Anwar, a student optician, and Ms Javed, an employment law solicitor, began a relationship after meeting again soon after.
Her mother Yasmin Javed told the court that Anwar and his parents visited her family in November 2019 to express his desire to marry her daughter.
They tied the knot on Christmas Day in 2020.
But Ms Javed soon began to feel worried about Anwar’s behaviour.
During the trial her mother gave evidence saying she believed her daughter was in a violent, coercive marriage.
She said she was very close to her only child and that her daughter had spoken to her about her husband’s abusive behaviour.
Ms Javed’s mother also said her daughter had told her she was contemplating leaving the relationship within a few months of marrying Anwar.
She told her mother she planned to leave Anwar after a four-night mini-break to Edinburgh – arriving in the capital on 1 September 2021.
Anwar, who did not give evidence in court, told police officers he and his pregnant wife had a lie-in until 10:00 the following day before having breakfast.
As well as visiting Harvey Nichols and Mulberry, Anwar said they had also visited music store FOPP and a couple of “Harry Potter” shops.
Anwar said they had decided to visit Arthur’s Seat, an extinct volcano in Holyrood Park, at the bottom of Edinburgh’s famous Royal Mile, after dining at the food chain Wagamama’s.

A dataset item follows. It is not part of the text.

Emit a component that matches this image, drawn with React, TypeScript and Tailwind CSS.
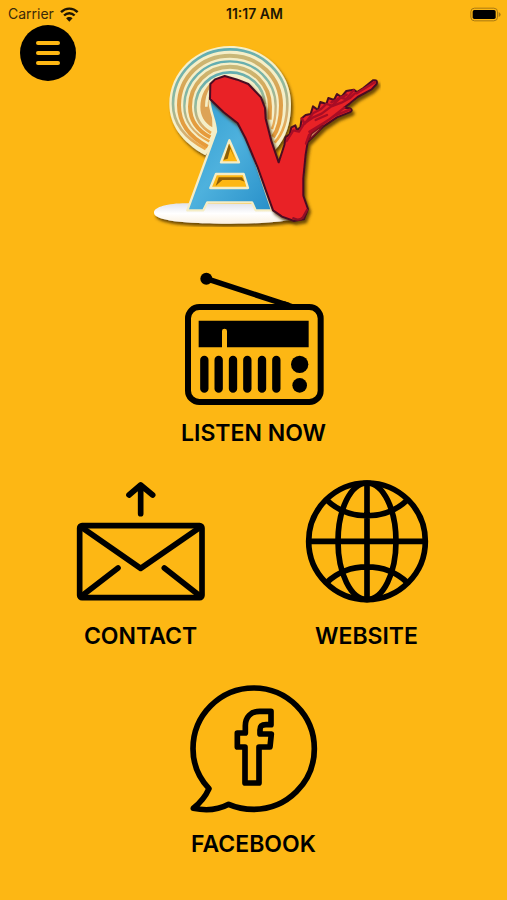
import type { ReactNode } from "react";

function WifiIcon() {
  return (
    <svg viewBox="186 16 56 44" className="h-[15px] w-[19px]" fill="none" stroke="#1f1603" strokeWidth="7" aria-hidden="true">
      <path d="M189 31C203 17 224 17 238 31" />
      <path d="M198 41C207 32 220 32 229 41" />
      <path d="M204 49C209 44 218 44 223 49L213.500 59Z" fill="#1f1603" stroke="none" />
    </svg>
  );
}

function BatteryIcon() {
  return (
    <svg viewBox="0 0 93 45" className="h-[15px] w-[31px]" role="img" aria-label="Battery full">
      <rect x="2.500" y="3.500" width="80" height="38" rx="11" fill="none" stroke="#a97a12" strokeWidth="3" />
      <rect x="8" y="9" width="69" height="27" rx="5" fill="#000" />
      <path d="M86 15Q92 18 92 22.500Q92 27 86 30Z" fill="#a97a12" />
    </svg>
  );
}

function Logo() {
  return (
    <svg viewBox="-39 42 762 558" className="h-[186px] w-[254px]" role="img" aria-label="AV">
      <defs>
        <linearGradient id="ring" x1="0" y1="0" x2="0.2" y2="1">
          <stop offset="0" stopColor="#58abb5" />
          <stop offset="0.5" stopColor="#8fb9a0" />
          <stop offset="0.85" stopColor="#d9b070" />
          <stop offset="1" stopColor="#eda545" />
        </linearGradient>
        <linearGradient id="gold" x1="0" y1="0" x2="0" y2="1">
          <stop offset="0" stopColor="#c9b878" />
          <stop offset="0.45" stopColor="#dda04a" />
          <stop offset="1" stopColor="#e79a3a" />
        </linearGradient>
        <linearGradient id="tower" x1="0" y1="0" x2="1" y2="1">
          <stop offset="0" stopColor="#2f9bd0" />
          <stop offset="0.5" stopColor="#4eb1dd" />
          <stop offset="1" stopColor="#278fc9" />
        </linearGradient>
        <linearGradient id="base" x1="0" y1="0" x2="0" y2="1">
          <stop offset="0" stopColor="#e1e3ec" />
          <stop offset="0.5" stopColor="#ffffff" />
          <stop offset="1" stopColor="#fbf0df" />
        </linearGradient>
        <filter id="shadow" x="-10%" y="-10%" width="125%" height="125%">
          <feDropShadow dx="6" dy="9" stdDeviation="4" floodColor="#4b3000" floodOpacity="0.8" />
        </filter>
      </defs>

      <g filter="url(#shadow)">
        <path d="M196 376C125 336 88 284 88 222C88 127 168 48 270 48C373 48 453 127 453 222C453 275 439 325 405 360L300 250Z" fill="#f5efc8" />
      </g>
      <g fill="none">
        <path d="M197 357C135 325 99 278 99 222C99 132 174 58 270 58C366 58 442 132 442 222C442 269 430 309 404 338" stroke="url(#ring)" strokeWidth="8" />
        <path d="M203 350C148 321 117 279 117 226C117 142 184 77 270 77C356 77 423 142 423 226C423 263 416 297 399 321" stroke="url(#gold)" strokeWidth="12" />
        <path d="M208 334C160 311 133 273 133 228C133 153 193 94 270 94C347 94 407 153 407 228C407 253 404 277 396 297" stroke="url(#ring)" strokeWidth="7" />
        <path d="M211 322C170 300 150 268 150 230C150 164 202 110 270 110C338 110 390 164 390 230L389 269" stroke="url(#gold)" strokeWidth="12" />
        <path d="M213 309C182 291 166 263 166 232C166 173 212 127 270 127C327 127 372 169 375 223" stroke="url(#ring)" strokeWidth="8" />
        <path d="M217 292C192 278 181 256 181 232C181 197 198 166 225 148L216 220Z" fill="#dda356" />
        <path d="M199 230C199 207 204 189 214 174" stroke="#f5efc8" strokeWidth="8" />
      </g>

      <g filter="url(#shadow)">
        <path d="M42 548C42 529 91 518 151 520L400 522L465 567C417 577 360 581 272 581C130 581 42 571 42 548Z" fill="url(#base)" />
      </g>
      <path
        fillRule="evenodd"
        d="M209 207L220 190L310 286L396 541H347L336 517H202L190 541H142L228 305C227 266 207 244 209 207ZM268 331L243 397H297ZM228 432L211 474H324L311 432Z"
        fill="url(#tower)"
        stroke="#f5edc5"
        strokeWidth="7"
        strokeLinejoin="round"
      />
      <path d="M267 341L251 390L263 386L271 356L286 390ZM227 468L236 442H306L314 455L300 450H247Z" fill="#8e5f08" />

      <g filter="url(#shadow)" strokeLinejoin="round" strokeLinecap="round">
        <path
          d="M210 207L211 162L225 148L254 138L292 149L325 162L363 202L375 234L377 266L394 333L416 397L433 345L437 321L449 313L454 292L466 286L471 301L481 292L485 265L497 255L512 252L519 229L534 240L541 216L559 222L565 204L582 210L591 192L604 201L619 183L641 179L651 186L670 174L699 151Q714 148 710 162L695 178L653 201L630 220L613 233L630 235Q641 241 629 247L591 262L551 289L503 337L497 373L490 444V497L504 537L492 568L462 573L426 560L399 541L381 491L353 412L316 324L293 280L251 247Z"
          fill="#e92027"
          stroke="#4a0b20"
          strokeWidth="6"
        />
      </g>
      <g fill="none" stroke="#a80d25" strokeWidth="7" strokeLinecap="round" strokeLinejoin="round">
        <path d="M440 333L460 301L477 305L493 280L518 263L545 251L574 229L604 218L629 205L645 190" />
        <path d="M485 265L494 281L519 250L542 238L559 222L577 227L601 203L619 207L641 181" />
        <path d="M508 305L551 279L571 266L613 233M498 341L507 315L538 290L582 258L629 239" />
        <path d="M527 270L561 255M574 217L620 194M650 190L704 157" />
      </g>
      <path d="M507 330L515 311L549 286L538 300Z" fill="#c98662" stroke="#7c101d" strokeWidth="4" />
      <path d="M460 565Q477 574 489 562L501 540" fill="none" stroke="#8e1026" strokeWidth="7" strokeLinecap="round" />
    </svg>
  );
}

function RadioIcon() {
  return (
    <svg viewBox="39 30 426 411" className="h-[137px] w-[142px]" aria-hidden="true">
      <rect x="54" y="141" width="398" height="285" rx="34" fill="none" stroke="#000" strokeWidth="18" />
      <circle cx="109" cy="56" r="18" />
      <path d="M109 56L357 137" stroke="#000" strokeWidth="17" />
      <path d="M322 133L344 124L387 139Z" />
      <path d="M86 182H416V262H171V213Q171 206 163.500 206Q156 206 156 213V262H86Z" />
      <path d="M103 300V386M146 300V386M189 300V386M232 300V386M276 300V386M319 300V386" stroke="#000" strokeWidth="25" strokeLinecap="round" />
      <circle cx="389" cy="313" r="26" />
      <circle cx="389" cy="376" r="22" />
    </svg>
  );
}

function ContactIcon() {
  return (
    <svg viewBox="48 27 390 381" className="h-[127px] w-[130px]" fill="none" stroke="#000" strokeWidth="17" strokeLinecap="round" strokeLinejoin="round" aria-hidden="true">
      <path d="M242 131V45M207 75L242 45L278 75" />
      <rect x="59" y="167" width="367" height="216" rx="7" />
      <path d="M65 172L242 295L420 172M65 378L174 294M420 378L313 294" />
    </svg>
  );
}

function GlobeIcon() {
  return (
    <svg viewBox="42 27 378 381" className="h-[127px] w-[126px]" fill="none" stroke="#000" strokeWidth="17" aria-hidden="true">
      <circle cx="231" cy="214" r="175" />
      <ellipse cx="231" cy="214" rx="87" ry="175" />
      <path d="M231 39V389M56 214H406M110 90C176 153 286 153 352 90M110 338C176 275 286 275 352 338" />
    </svg>
  );
}

function FacebookIcon() {
  return (
    <svg viewBox="57 21 390 396" className="h-[132px] w-[130px]" fill="none" stroke="#000" strokeWidth="17" strokeLinejoin="round" aria-hidden="true">
      <path d="M117 341C86 308 69 268 69 221A182 182 0 0 1 251 39A182 182 0 0 1 433 221A182 182 0 0 1 251 403C224 403 199 398 176 388C148 403 108 408 70 400C89 385 105 368 117 341Z" />
      <path d="M303 109H269C242 109 226 127 226 152V174H202V216H225V324H267V216H300L304 177H270V165C270 154 275 149 288 149H303Z" />
    </svg>
  );
}

function Tile({ label, gap = "gap-4", children }: { label: string; gap?: string; children: ReactNode }) {
  return (
    <button type="button" className={`flex flex-col items-center ${gap}`}>
      {children}
      <span className="text-[23px] leading-7 font-semibold whitespace-nowrap">{label}</span>
    </button>
  );
}

export default function App() {
  return (
    <div className="min-h-screen bg-[#fdb714] pb-10 font-['Inter',sans-serif] text-black">
      <div className="grid h-[25px] grid-cols-[1fr_auto_1fr] items-center pt-[3px] pr-1.5 pl-2 leading-5">
        <div className="flex items-center gap-1.5 text-sm text-[#3b2a08]">
          <span>Carrier</span>
          <WifiIcon />
        </div>
        <time className="text-sm font-semibold text-[#1f1603]">11:17 AM</time>
        <div className="flex justify-end">
          <BatteryIcon />
        </div>
      </div>

      <header className="grid grid-cols-[1fr_auto_1fr] items-start">
        <button type="button" aria-label="Menu" className="ml-5 flex size-14 flex-col items-center justify-center gap-1.5 rounded-full bg-black">
          <span className="h-1 w-6 rounded-full bg-[#fdb714]" />
          <span className="h-1 w-6 rounded-full bg-[#fdb714]" />
          <span className="h-1 w-6 rounded-full bg-[#fdb714]" />
        </button>
        <div className="pt-[19px]">
          <Logo />
        </div>
      </header>

      <main className="mt-10 flex flex-col items-center gap-8">
        <Tile label="LISTEN NOW" gap="gap-3">
          <RadioIcon />
        </Tile>
        <div className="grid w-full max-w-[452px] grid-cols-2 justify-items-center">
          <Tile label="CONTACT">
            <ContactIcon />
          </Tile>
          <Tile label="WEBSITE">
            <GlobeIcon />
          </Tile>
        </div>
        <Tile label="FACEBOOK">
          <FacebookIcon />
        </Tile>
      </main>
    </div>
  );
}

They arrived at the famous hill at about 19:30 and started climbing in order to see the sunset.
But the pair arrived too late and decided to go back down the hill.
It was then they decided to take a selfie on a rocky outcrop.
Anwar told police: “We were below the summit. I lost my balance and fell into her.
“I heard her go over the edge and say ‘oh my foot’ and she started screaming. I heard a thud.”
Ms Javed had fallen 50ft (15m) down the cliff.
But although she had a visible head injury she was able to speak for a short time while she lay dying on the hillside.
The first person to reach her, hillwalker Daniyah Rafique, said: “She told me not to let her husband near her and that he had pushed her.”
Then police officer, PC Rhiannon Clutton, arrived at the scene. She said: “She was writhing in pain but she was able to speak to me when I asked her questions.
“She said she asked the woman what had happened and said her response was: ‘He pushed me’.”
The police officer added that Ms Javed said her husband had pushed her as she had tried to end the relationship.
She then went into cardiac arrest and died at the scene from multiple injuries.
Later that night Anwar was arrested for murder.
‘A lifetime of grief and pain’
DC Steven Caballero said Anwar asked how many years he would get and said his life was ruined now.
He asked if he would get bail, but then said “probably not, not for murder”.
The detective said the murderer then asked about Edinburgh prisons and what Saughton jail was like.
During the trial, Ms Javed was also heard in a phone recording with Anwar calling him “a disrespectful person” and said he was “horrible”.
In the recording, she asked: “Which husband treats his wife the way you do?”
Speaking on behalf of Ms Javed’s family after the hearing Natasha Rattu executive director of domestic abuse charity Karma Nirvana, said: “There will never be closure or justice for us. This is a lifetime of grief and pain. Our life sentence began the day our daughter was brutally murdered.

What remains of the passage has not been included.